As I write today we are nearing the end of a short break in Perthshire. Andy is at respite and has been on my mind on and off. The normal guilt around going away has been dulled somewhat by sheer tiredness and Jen and I have been spelling each other to allow plenty of additional naps.
I had just awoke after another short afternoon snooze and as I made a cuppa I felt a little disoriented. I am a little ashamed to say I was experiencing mixed feelings about coming to the end of our break. Tomorrow life would return to normal and normal has been hard of recent much as I miss my precious boy.

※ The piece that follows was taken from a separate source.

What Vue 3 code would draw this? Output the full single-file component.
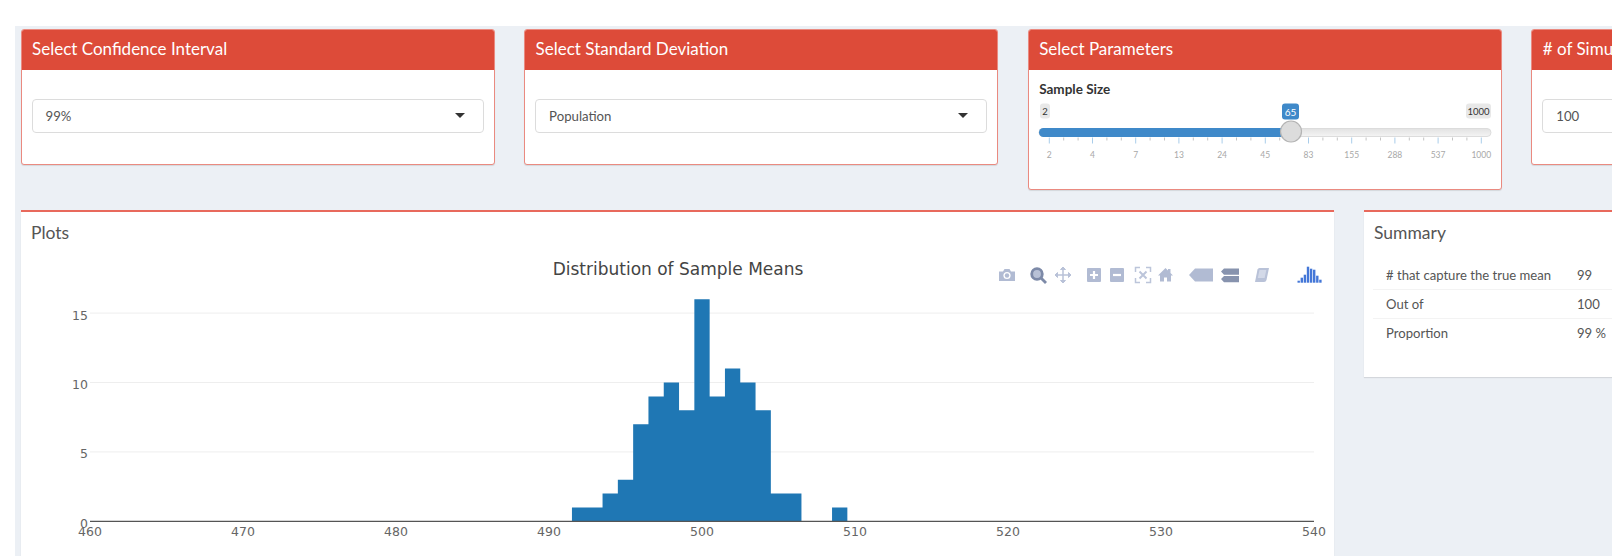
<script setup>
const inputs = [
  { title: 'Select Confidence Interval', value: '99%' },
  { title: 'Select Standard Deviation', value: 'Population' },
]
const majorLabels = ['2', '4', '7', '13', '24', '45', '83', '155', '288', '537', '1000']
const tickStep = 43.2
const tickStart = 1049.3
const sliderTicks = []
for (let i = 0; i <= 30; i++) {
  sliderTicks.push({ x: tickStart + (i * tickStep) / 3, major: i % 3 === 0 })
}
const sliderLabels = majorLabels.map((text, i) => ({ text, x: tickStart + i * tickStep }))

const rows = [
  ['# that capture the true mean', '99'],
  ['Out of', '100'],
  ['Proportion', '99 %'],
]

const X0 = 90
const XU = 15.3
const Y0 = 521.3
const YU = 13.88
const counts = [1, 1, 2, 3, 7, 9, 10, 8, 16, 9, 11, 10, 8, 2, 2, 0, 0, 1]
// one outline per run of adjacent bins, so no seams appear between bars
let barsPath = ''
let open = false
counts.forEach((c, i) => {
  const x = X0 + (31.5 + i) * XU
  if (c) {
    barsPath += `${open ? 'L' : 'M'}${x} ${open ? Y0 - c * YU : Y0}`
    if (!open) barsPath += `L${x} ${Y0 - c * YU}`
    barsPath += `L${x + XU} ${Y0 - c * YU}`
    open = true
  }
  if (open && (!c || i === counts.length - 1)) {
    const end = c ? x + XU : x
    barsPath += `L${end} ${Y0}Z`
    open = false
  }
})
const xTicks = [460, 470, 480, 490, 500, 510, 520, 530, 540].map((v) => ({
  v,
  x: X0 + (v - 460) * XU,
}))
const yTicks = [0, 5, 10, 15].map((v) => ({ v, y: Y0 - v * YU }))
const logo = [2, 5, 8, 16, 14, 13, 7, 3].map((h, i) => ({ x: 1297.5 + i * 3.1, y: 282.7 - h, h }))
</script>

<template>
  <div class="page">
    <div class="top-row">
      <section v-for="item in inputs" :key="item.title" class="box">
        <header class="box-head">{{ item.title }}</header>
        <div class="box-body">
          <div class="select">
            <span>{{ item.value }}</span>
            <i class="caret"></i>
          </div>
        </div>
      </section>

      <section class="box box-tall">
        <header class="box-head">Select Parameters</header>
        <div class="slider-body">
          <div class="slider-label">Sample Size</div>
          <svg class="slider" viewBox="1029 100 474 65" width="474" height="65">
            <defs>
              <linearGradient id="track" x1="0" y1="0" x2="0" y2="1">
                <stop offset="0" stop-color="#e2e2e2" />
                <stop offset="1" stop-color="#f4f4f4" />
              </linearGradient>
            </defs>
            <rect x="1039" y="129.5" width="452" height="8" rx="4" fill="url(#track)" stroke="#dcdcdc" />
            <rect x="1039" y="129" width="252" height="9" rx="4.5" fill="#3f89c9" />
            <line
              v-for="t in sliderTicks"
              :key="t.x"
              :x1="t.x"
              :x2="t.x"
              y1="138.5"
              :y2="t.major ? 144.5 : 141.5"
              :stroke="t.major ? '#a9cdea' : '#c4c4c4'"
            />
            <text
              v-for="l in sliderLabels"
              :key="l.text"
              :x="l.x"
              y="158.5"
              text-anchor="middle"
              class="slider-tick"
            >{{ l.text }}</text>
            <rect x="1040" y="104.5" width="10" height="15" rx="3" fill="#e8e8e8" />
            <text x="1045" y="116" text-anchor="middle" class="slider-end">2</text>
            <rect x="1466" y="104.5" width="25" height="15" rx="3" fill="#e8e8e8" />
            <text x="1478.5" y="116" text-anchor="middle" class="slider-end">1000</text>
            <rect x="1282" y="104.5" width="17" height="16" rx="3" fill="#3f89c9" />
            <text x="1290.5" y="116.5" text-anchor="middle" class="slider-value">65</text>
            <circle cx="1291" cy="132.5" r="10.5" fill="#dcdcdc" stroke="#b4b4b4" stroke-width="1.2" />
          </svg>
        </div>
      </section>

      <section class="box">
        <header class="box-head">
          <span># of Simulations</span>
        </header>
        <div class="box-body">
          <div class="select"><span>100</span></div>
        </div>
      </section>
    </div>

    <div class="bottom-row">
      <section class="panel panel-plot">
        <h3 class="panel-title">Plots</h3>
        <svg class="chart" viewBox="21 250 1313 306" width="1313" height="306">
          <text x="678" y="275" text-anchor="middle" class="chart-title">Distribution of Sample Means</text>

          <line
            v-for="t in yTicks.slice(1)"
            :key="t.v"
            x1="90"
            x2="1314"
            :y1="t.y"
            :y2="t.y"
            stroke="#eeeeee"
          />
          <path :d="barsPath" fill="#1f77b4" />
          <line x1="90" x2="1314" y1="521.3" y2="521.3" stroke="#555" stroke-width="1.2" />
          <text
            v-for="t in yTicks"
            :key="t.v"
            x="88"
            :y="t.y + 6.5"
            text-anchor="end"
            class="tick"
          >{{ t.v }}</text>
          <text
            v-for="t in xTicks"
            :key="t.v"
            :x="t.x"
            y="535.5"
            text-anchor="middle"
            class="tick"
          >{{ t.v }}</text>

          <!-- modebar -->
          <g fill="#b1bbd3">
            <path d="M999 271.5h4l1.5-2.5h5l1.5 2.5h4v9.5h-16z" />
            <circle cx="1007" cy="275.5" r="3.6" fill="#fff" />
            <circle cx="1007" cy="275.5" r="2.2" />
          </g>
          <g fill="none" stroke="#7d8aa8">
            <circle cx="1037" cy="274" r="5.3" stroke-width="2.8" fill="#b8c1d6" />
            <path d="M1041 278l5 5" stroke-width="2.8" />
          </g>
          <g fill="none" stroke="#b9c2d8" stroke-width="1.5">
            <path d="M1055.5 275h15M1063 267.5v15" />
            <path d="M1055 275l2.5-2.5v5zM1071 275l-2.5-2.5v5zM1063 267l-2.5 2.5h5zM1063 283l-2.5-2.5h5z" fill="#b9c2d8" stroke-width="1" />
          </g>
          <rect x="1087" y="268" width="14" height="14" rx="1" fill="#b1bbd3" />
          <path d="M1094 271v8M1090 275h8" stroke="#fff" stroke-width="2.2" />
          <rect x="1110" y="268" width="14" height="14" rx="1" fill="#b1bbd3" />
          <path d="M1113 275h8" stroke="#fff" stroke-width="2.2" />
          <g fill="none" stroke="#bcc5da" stroke-width="1.5">
            <path d="M1135.5 272v-4.5h4.5M1146 267.5h4.5v4.5M1150.5 278v4.5h-4.5M1140 282.5h-4.5v-4.5" />
            <path d="M1139.5 271.5l7 7M1146.5 271.5l-7 7" stroke-width="2" />
          </g>
          <path d="M1158 275.5l7.5-7.5 2.5 2.5v-1.5h2.5v4l2.5 2.5h-2v6h-4v-4h-3v4h-4v-6z" fill="#b1bbd3" />
          <path d="M1189 275l6-6.500h18v13h-18z" fill="#b1bbd3" />
          <path d="M1221 271.5l3-3h15v6.2h-15zM1221 279l3-3h15v6.2h-15z" fill="#8793ae" />
          <path d="M1257.5 269.5q.5-1.500 2-1.500h9.5l-2.500 12q-.5 2-2.500 2h-9z" fill="#b9c2d8" />
          <path d="M1259.5 270h6.8l-1.7 8h-6.8z" fill="#d3d9e8" />
          <rect
            v-for="(b, i) in logo"
            :key="i"
            :x="b.x"
            :y="b.y"
            width="2.4"
            :height="b.h"
            fill="#4477d8"
          />
        </svg>
      </section>

      <section class="panel panel-summary">
        <h3 class="panel-title">Summary</h3>
        <table class="summary">
          <tbody>
            <tr v-for="r in rows" :key="r[0]">
              <td class="name">{{ r[0] }}</td>
              <td>{{ r[1] }}</td>
            </tr>
          </tbody>
        </table>
      </section>
    </div>
  </div>
</template>

<style>
html,
body {
  margin: 0;
  background: #fff;
}
</style>

<style scoped>
.page {
  box-sizing: border-box;
  width: 1597px;
  height: 530px;
  margin: 26px 0 0 15px;
  padding: 3px 0 0 5.5px;
  background: #ecf0f5;
  overflow: hidden;
  font-family: Lato, "Noto Sans", sans-serif;
  color: #444;
}
.top-row {
  display: flex;
  align-items: flex-start;
  gap: 29.6px;
  width: 2100px;
}
.box {
  box-sizing: border-box;
  flex: none;
  width: 474px;
  height: 136px;
  background: #fff;
  border: 1px solid #ea8a80;
  border-radius: 3px;
  box-shadow: 0 1px 1px rgba(0, 0, 0, 0.1);
  overflow: hidden;
}
.box-tall {
  height: 161px;
}
.box-head {
  height: 40px;
  padding-left: 10.5px;
  background: #dd4b39;
  color: #fff;
  font-size: 17px;
  line-height: 38px;
  white-space: nowrap;
}
.box-body {
  padding: 29px 10px 0;
}
.select {
  position: relative;
  box-sizing: border-box;
  height: 34px;
  padding-left: 13px;
  border: 1px solid #dcdcdc;
  border-radius: 4px;
  background: #fff;
  color: #555;
  font-size: 13.2px;
  line-height: 32px;
}
.caret {
  position: absolute;
  top: 13px;
  right: 18px;
  width: 0;
  height: 0;
  border-left: 5px solid transparent;
  border-right: 5px solid transparent;
  border-top: 5px solid #333;
}
.slider-body {
  position: relative;
  height: 120px;
}
.slider-label {
  padding: 10px 0 0 10.5px;
  font-size: 13.5px;
  font-weight: 700;
  line-height: 18px;
  color: #333;
}
.slider {
  position: absolute;
  top: 29px;
  left: 0;
  display: block;
}
.slider-tick {
  font-size: 8.5px;
  fill: #a8a8a8;
  font-family: Lato, sans-serif;
}
.slider-end {
  font-size: 9.5px;
  fill: #333;
  font-family: Lato, sans-serif;
}
.slider-value {
  font-size: 10px;
  fill: #fff;
  font-family: Lato, sans-serif;
}
.bottom-row {
  display: flex;
  align-items: flex-start;
  gap: 30px;
  margin-top: 20px;
  margin-left: 0.5px;
  width: 1900px;
}
.panel {
  flex: none;
  box-sizing: border-box;
  border-top: 2px solid #e8695c;
  padding-top: 1px;
  background: #fff;
  box-shadow: 0 1px 1px rgba(0, 0, 0, 0.1);
}
.panel-plot {
  width: 1313px;
  height: 346px;
}
.panel-summary {
  width: 330px;
  height: 167px;
}
.panel-title {
  margin: 0;
  padding: 9px 10px 0;
  font-size: 17.5px;
  font-weight: 400;
  line-height: 22px;
  color: #555;
}
.chart {
  display: block;
  margin-top: 6px;
}
.chart-title {
  font-family: "DejaVu Sans", sans-serif;
  font-size: 17px;
  fill: #444;
}
.tick {
  font-family: "DejaVu Sans", sans-serif;
  font-size: 12.5px;
  fill: #666;
}
.summary {
  margin: 17px 0 0 9px;
  border-collapse: collapse;
  font-size: 13.1px;
  line-height: 20px;
}
.summary td {
  padding: 4px 13px;
  border-top: 1px solid #f3f3f3;
  color: #555;
  width: 60px;
}
.summary tr:first-child td {
  border-top: 0;
}
.summary td.name {
  width: 160px;
  white-space: nowrap;
}
</style>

As the lodge was quiet I took my cup of tea through to the television – a novelty to be honest. Today’s day time offering featured Aled Jones hosting a show about a family who had four beautiful girls, one of whom had quite severe disabilities. The other girls and mum were clearly very devoted to their family and specifically their sisters needs. The young woman with the disability had the most beautiful smile and was so clearly happy and secure despite the challenges she faced. As I sipped my tea I realised that the program was actually about a philanthropist who wanted to help the family. Mum explained that her daughter had really benefited from having a loan of a day chair that could be moved and allowed her to relax with her sisters in front on their television or to participate in social occasions. The cost of this essential piece of furniture? Less than £2000 and happily the good soul purchased it for the family. It never helped my conflicted emotions about living with disability though. It felt bittersweet. The family and young woman in particular were clearly delighted but why were these inspiring people having to rely on charity for such an essential piece of equipment? How much would the type of care being provided cost a health authority ? Why was there no state provision for equipment that allowed this young woman a basic human right to ordinary family life?
These feelings drive me to want to keep challenging. As carers we accept life is different in many ways. The desire to ensure the powers that be keep their end of the bargain will always be a struggle. These thoughts I realise have strengthened my resolve and I can’t wait to see my precious boy tomorrow.